A poucos dias de se apresentar na Zona Livre (14 de Outubro), em Vila Real, recebemos hoje em "Discurso Direto", Afonso Dorido, o rosto do projecto Homem em Catarse. "Viagem Interior" é o seu terceiro disco, uma viagem (sonora) física e mental que o levou a percorrer um Portugal que vive sem pressa.
Portugal Rebelde - Antes de mais, como é que surgiu a ideia de dar corpo a esta “Viagem interior”?
Portugal Rebelde - Antes de mais, como é que surgiu a ideia de dar corpo a esta “Viagem interior”?
Afonso Dorido - Surgiu numa roadtrip que fiz ao Alentejo, a Évora. Senti que o interior do país tinha algo especial, e que nunca poderemos dar valor a algo que não conhecemos ou recusamos conhecer. Depois numa segunda viagem à Covilhã que acabou por dar origem a um tema, começou a crescer em mim uma ideia de percorrer o interior na esperança de me inspirar tal como aconteceu com Évora e com a Covilhã. À medida que ia descobrindo o interior, ia compondo... e por fim decidi mesmo encetar várias viagens desde Rio de Onor até às serranias algarvias. O resultado, foi o Viagem Interior.
PR - Catarse, é Segundo Aristóteles, uma purificação das paixões por meio da arte. Foi isto que te levou a olhar para um lado de Portugal muitas vezes na sombra?
Afonso Dorido - Foi a forma de olhar e fazer os outros olharem para o "Portugal na sombra", através daquilo que mais gosto de fazer: escrever música. Desta feita a catarse que sempre me acompanha na composição aliou-se a um disco com um conceito bem definido e costumo dizer que viajei pelo meu interior no interior de Portugal. Obviamente que com o passar do tempo me foi apercebendo que a desertificação e o abandono do interior é um problema social de dimensões que ultrapassam gerações, sendo que o primeiro passo para fazer algo é intervir, no meu caso artisticamente puxando a consciencialização.
PR - Como é foi o processo criativo das 17 canções que compõem este disco?
Afonso Dorido - Na confrontação com os locais e com o consequente eco que provocaram em meu interior.
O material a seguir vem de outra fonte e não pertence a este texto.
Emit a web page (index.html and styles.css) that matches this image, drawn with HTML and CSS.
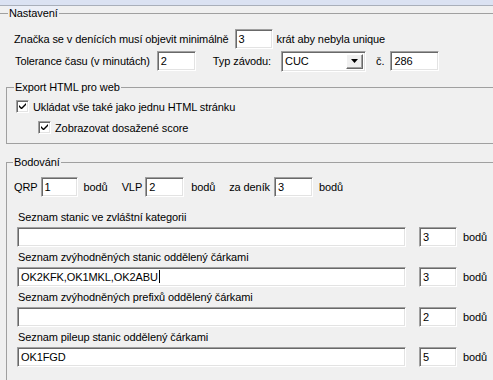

Normalmente surgiram de uma espécie de fotografia que ficou gravada em e mim e a partir da qual crio primeiramente uma melodia. Depois é difícil descrever... nunca sabemos o que nos vai sair. A criação detém essa magia, de não saber como aconteceu...
PR - Em “Bragança” cantas: “Os Lobos de Rio de Onor não se ouvem em Lisboa”. Esta Viagem Interior”, é o Portugal que vive sem correr mas também sem que o ouçam?
Afonso Dorido - É. De facto é o Portugal que se deixa ir. Que se acomoda. Que se habituou a ser pequeno. E isso... é grave. Por outro lado parece não ser estimulado e todas as vozes que possam lutar contra a estagnação são sempre ignoradas por um dito poder central. As pessoas ao invés de ficar, cuidar, captar, vão... e não voltam. O interior não pode ser uma passagem. O interior é a realidade, é presente e tem de deixar de ser olhado com a nostalgia do passado. O futuro está contido em todos nós, e as pessoas do interior também o têm. Certamente que falando mais alto será mais difícil o centralismo não ouvir.
PR - Que memórias guardas da tua passagem pela Régua?
Afonso Dorido - O Douro. O ar. As pontes. Um passeio junto ao rio, a Régua tem de fazer parte do catálogo de hedonismo em Portugal . Visualmente muito forte com uma ambiência única no mundo. Uma varanda aberta ao céu. É daqueles locais que nos abraça e impressiona logo que chegamos. É principalmente essa memória que guardo, uma varanda aberta ao céu sempre junto ao Douro.
PR - Para terminar, depois da edição deste disco, há intenções de levar as canções de “Viagem interior” a alguns dos locais que visitaste?
Afonso Dorido - Há intenções sim. Há intenções de a levar a todos os locais que fazem parte da Viagem Interior. O Peso da Régua é um desses locais. Anseio por fazer ecoar os delays, reverbs e poesia junto ao Douro, numa espécie da efectivação da catarse. Levar o resultado do que senti aos locais onde me inspirei.